What the exercise asks ->
Copy out the listing that follows, exact in every word, and skip the images.

◇ ◇ ◇ ◇

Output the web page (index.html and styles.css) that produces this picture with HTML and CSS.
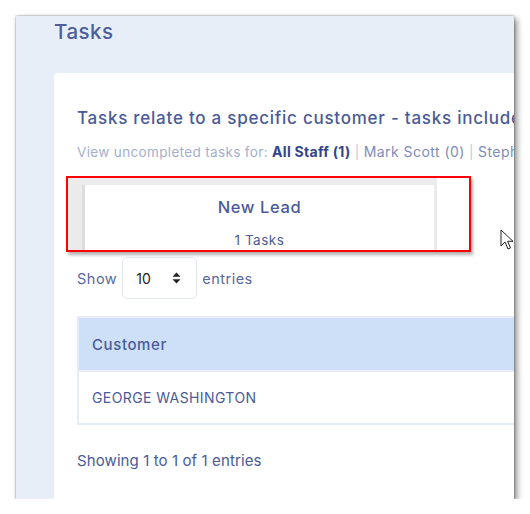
FILE: index.html
```html
<!DOCTYPE html>
<html>
<head>
<meta charset="utf-8">
<link rel="stylesheet" href="styles.css">
</head>
<body>
<div class="shot">
  <h1 class="page-title">Tasks</h1>
  <div class="card">
    <h2 class="intro">Tasks relate to a specific customer - tasks include reminders and follow ups</h2>
    <p class="filter">View uncompleted tasks for: <b>All Staff (1)</b> <span class="sep">|</span> <span class="staff">Mark Scott (0)</span> <span class="sep">|</span> <span class="staff">Stephen Smith (0)</span></p>
    <div class="annot">
      <div class="lead-wrap">
        <div class="lead-card">
          <div class="lead-name">New Lead</div>
          <div class="lead-count">1 Tasks</div>
        </div>
      </div>
    </div>
    <div class="length">
      <span>Show</span>
      <div class="select"><span>10</span>
        <svg class="updown" width="9" height="12" viewBox="0 0 9 12"><path d="M4.5 0.5 L8.5 4.8 H0.5 Z M4.5 11.5 L8.5 7.2 H0.5 Z" fill="#222"/></svg>
      </div>
      <span>entries</span>
    </div>
    <div class="table">
      <div class="thead">Customer</div>
      <div class="trow">GEORGE WASHINGTON</div>
    </div>
    <div class="info">Showing 1 to 1 of 1 entries</div>
  </div>
  <svg class="cursor" width="14" height="22" viewBox="0 0 14 22"><path d="M1 1 V17 L5 13 L8 20 L10.5 19 L7.6 12.3 H13 Z" fill="#fff" stroke="#222" stroke-width="1" stroke-linejoin="round"/></svg>
</div>
</body>
</html>
```
FILE: styles.css
```css
html, body { margin: 0; padding: 0; background: #ffffff; }
body { font-family: "Inter", "Open Sans", sans-serif; }
.shot {
  position: relative;
  margin: 16px 0 0 16px;
  width: 498px;
  height: 483px;
  overflow: hidden;
  background: #e8eef7;
  box-shadow: 0 0 2px rgba(0,0,0,0.45), 3px 3px 6px rgba(0,0,0,0.45);
}
.page-title {
  margin: 0;
  padding: 4px 0 0 38px;
  height: 53px;
  box-sizing: border-box;
  font-size: 20.5px;
  letter-spacing: 0.5px;
  line-height: 24px;
  font-weight: 500;
  color: #4c5e9c;
}
.card {
  margin-left: 38px;
  margin-top: 4px;
  width: 700px;
  height: 440px;
  background: #fff;
  border-radius: 4px 0 0 0;
  padding: 33px 0 0 23px;
  box-sizing: border-box;
}
.intro {
  margin: 0;
  font-size: 17px;
  letter-spacing: 0.75px;
  line-height: 24px;
  font-weight: 500;
  color: #4a5b98;
  white-space: nowrap;
}
.filter {
  margin: 14px 0 0;
  font-size: 13.5px;
  letter-spacing: 0.35px;
  line-height: 16px;
  color: #a3afcb;
  white-space: nowrap;
}
.filter b { color: #34448a; font-weight: 700; font-size: 14px; letter-spacing: 0.3px; }
.filter .staff { color: #7d8cb8; font-size: 14px; letter-spacing: 0.45px; }
.filter .sep { color: #c2c8d4; }
.annot {
  margin: 16px 0 0 -11px;
  width: 405px;
  height: 76px;
  box-sizing: border-box;
  border: 2px solid #f00;
  box-shadow: 2px 3px 3px rgba(0,0,0,0.3);
  display: flex;
}
.lead-wrap {
  width: 369px;
  height: 100%;
  background: #ebebeb;
  padding: 7px 3px 0 14px;
  box-sizing: border-box;
  display: flex;
}
.lead-card {
  flex: 1;
  background: #fff;
  border-left: 3px solid #dcdcdc;
  text-align: center;
  color: #4a5b98;
}
.lead-name { margin-top: 11px; font-size: 16.5px; letter-spacing: 0.6px; line-height: 22px; font-weight: 500; }
.lead-count { margin-top: 13px; font-size: 13.5px; letter-spacing: 0.5px; line-height: 18px; }
.length {
  margin-top: 5px;
  display: flex;
  align-items: center;
  gap: 5px;
  font-size: 14.5px;
  letter-spacing: 0.5px;
  color: #5868a2;
}
.select {
  width: 75px;
  height: 42px;
  box-sizing: border-box;
  border: 1px solid #e3e8ef;
  border-radius: 5px;
  display: flex;
  align-items: center;
  justify-content: space-between;
  padding: 0 15px 0 13px;
  color: #222;
  font-size: 14px;
  letter-spacing: 0;
}
.table {
  margin-top: 17px;
  border: 2px solid #e6edf8;
  border-right: none;
}
.thead {
  height: 52px;
  background: #cde0f8;
  border-bottom: 2px solid #e6edf8;
  padding-left: 13px;
  display: flex;
  align-items: center;
  font-size: 15px;
  letter-spacing: 0.6px;
  font-weight: 500;
  color: #4a5b98;
}
.trow {
  height: 51px;
  padding-left: 13px;
  display: flex;
  align-items: center;
  font-size: 14px;
  letter-spacing: 0.4px;
  color: #4a5b98;
}
.info {
  margin-top: 26px;
  font-size: 15px;
  letter-spacing: 0.1px;
  color: #4a5b98;
}
.cursor { position: absolute; left: 484px; top: 213px; }
```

◇ ◇ ◇ ◇

Solved exercise ->
Output the web page (index.html and styles.css) that produces this picture with HTML and CSS.
FILE: index.html
```html
<!DOCTYPE html>
<html>
<head>
<meta charset="utf-8">
<link rel="stylesheet" href="styles.css">
</head>
<body>
<div class="shot">
  <h1 class="page-title">Tasks</h1>
  <div class="card">
    <h2 class="intro">Tasks relate to a specific customer - tasks include reminders and follow ups</h2>
    <p class="filter">View uncompleted tasks for: <b>All Staff (1)</b> <span class="sep">|</span> <span class="staff">Mark Scott (0)</span> <span class="sep">|</span> <span class="staff">Stephen Smith (0)</span></p>
    <div class="annot">
      <div class="lead-wrap">
        <div class="lead-card">
          <div class="lead-name">New Lead</div>
          <div class="lead-count">1 Tasks</div>
        </div>
      </div>
    </div>
    <div class="length">
      <span>Show</span>
      <div class="select"><span>10</span>
        <svg class="updown" width="9" height="12" viewBox="0 0 9 12"><path d="M4.5 0.5 L8.5 4.8 H0.5 Z M4.5 11.5 L8.5 7.2 H0.5 Z" fill="#222"/></svg>
      </div>
      <span>entries</span>
    </div>
    <div class="table">
      <div class="thead">Customer</div>
      <div class="trow">GEORGE WASHINGTON</div>
    </div>
    <div class="info">Showing 1 to 1 of 1 entries</div>
  </div>
  <svg class="cursor" width="14" height="22" viewBox="0 0 14 22"><path d="M1 1 V17 L5 13 L8 20 L10.5 19 L7.6 12.3 H13 Z" fill="#fff" stroke="#222" stroke-width="1" stroke-linejoin="round"/></svg>
</div>
</body>
</html>
```
FILE: styles.css
```css
html, body { margin: 0; padding: 0; background: #ffffff; }
body { font-family: "Inter", "Open Sans", sans-serif; }
.shot {
  position: relative;
  margin: 16px 0 0 16px;
  width: 498px;
  height: 483px;
  overflow: hidden;
  background: #e8eef7;
  box-shadow: 0 0 2px rgba(0,0,0,0.45), 3px 3px 6px rgba(0,0,0,0.45);
}
.page-title {
  margin: 0;
  padding: 4px 0 0 38px;
  height: 53px;
  box-sizing: border-box;
  font-size: 20.5px;
  letter-spacing: 0.5px;
  line-height: 24px;
  font-weight: 500;
  color: #4c5e9c;
}
.card {
  margin-left: 38px;
  margin-top: 4px;
  width: 700px;
  height: 440px;
  background: #fff;
  border-radius: 4px 0 0 0;
  padding: 33px 0 0 23px;
  box-sizing: border-box;
}
.intro {
  margin: 0;
  font-size: 17px;
  letter-spacing: 0.75px;
  line-height: 24px;
  font-weight: 500;
  color: #4a5b98;
  white-space: nowrap;
}
.filter {
  margin: 14px 0 0;
  font-size: 13.5px;
  letter-spacing: 0.35px;
  line-height: 16px;
  color: #a3afcb;
  white-space: nowrap;
}
.filter b { color: #34448a; font-weight: 700; font-size: 14px; letter-spacing: 0.3px; }
.filter .staff { color: #7d8cb8; font-size: 14px; letter-spacing: 0.45px; }
.filter .sep { color: #c2c8d4; }
.annot {
  margin: 16px 0 0 -11px;
  width: 405px;
  height: 76px;
  box-sizing: border-box;
  border: 2px solid #f00;
  box-shadow: 2px 3px 3px rgba(0,0,0,0.3);
  display: flex;
}
.lead-wrap {
  width: 369px;
  height: 100%;
  background: #ebebeb;
  padding: 7px 3px 0 14px;
  box-sizing: border-box;
  display: flex;
}
.lead-card {
  flex: 1;
  background: #fff;
  border-left: 3px solid #dcdcdc;
  text-align: center;
  color: #4a5b98;
}
.lead-name { margin-top: 11px; font-size: 16.5px; letter-spacing: 0.6px; line-height: 22px; font-weight: 500; }
.lead-count { margin-top: 13px; font-size: 13.5px; letter-spacing: 0.5px; line-height: 18px; }
.length {
  margin-top: 5px;
  display: flex;
  align-items: center;
  gap: 5px;
  font-size: 14.5px;
  letter-spacing: 0.5px;
  color: #5868a2;
}
.select {
  width: 75px;
  height: 42px;
  box-sizing: border-box;
  border: 1px solid #e3e8ef;
  border-radius: 5px;
  display: flex;
  align-items: center;
  justify-content: space-between;
  padding: 0 15px 0 13px;
  color: #222;
  font-size: 14px;
  letter-spacing: 0;
}
.table {
  margin-top: 17px;
  border: 2px solid #e6edf8;
  border-right: none;
}
.thead {
  height: 52px;
  background: #cde0f8;
  border-bottom: 2px solid #e6edf8;
  padding-left: 13px;
  display: flex;
  align-items: center;
  font-size: 15px;
  letter-spacing: 0.6px;
  font-weight: 500;
  color: #4a5b98;
}
.trow {
  height: 51px;
  padding-left: 13px;
  display: flex;
  align-items: center;
  font-size: 14px;
  letter-spacing: 0.4px;
  color: #4a5b98;
}
.info {
  margin-top: 26px;
  font-size: 15px;
  letter-spacing: 0.1px;
  color: #4a5b98;
}
.cursor { position: absolute; left: 484px; top: 213px; }
```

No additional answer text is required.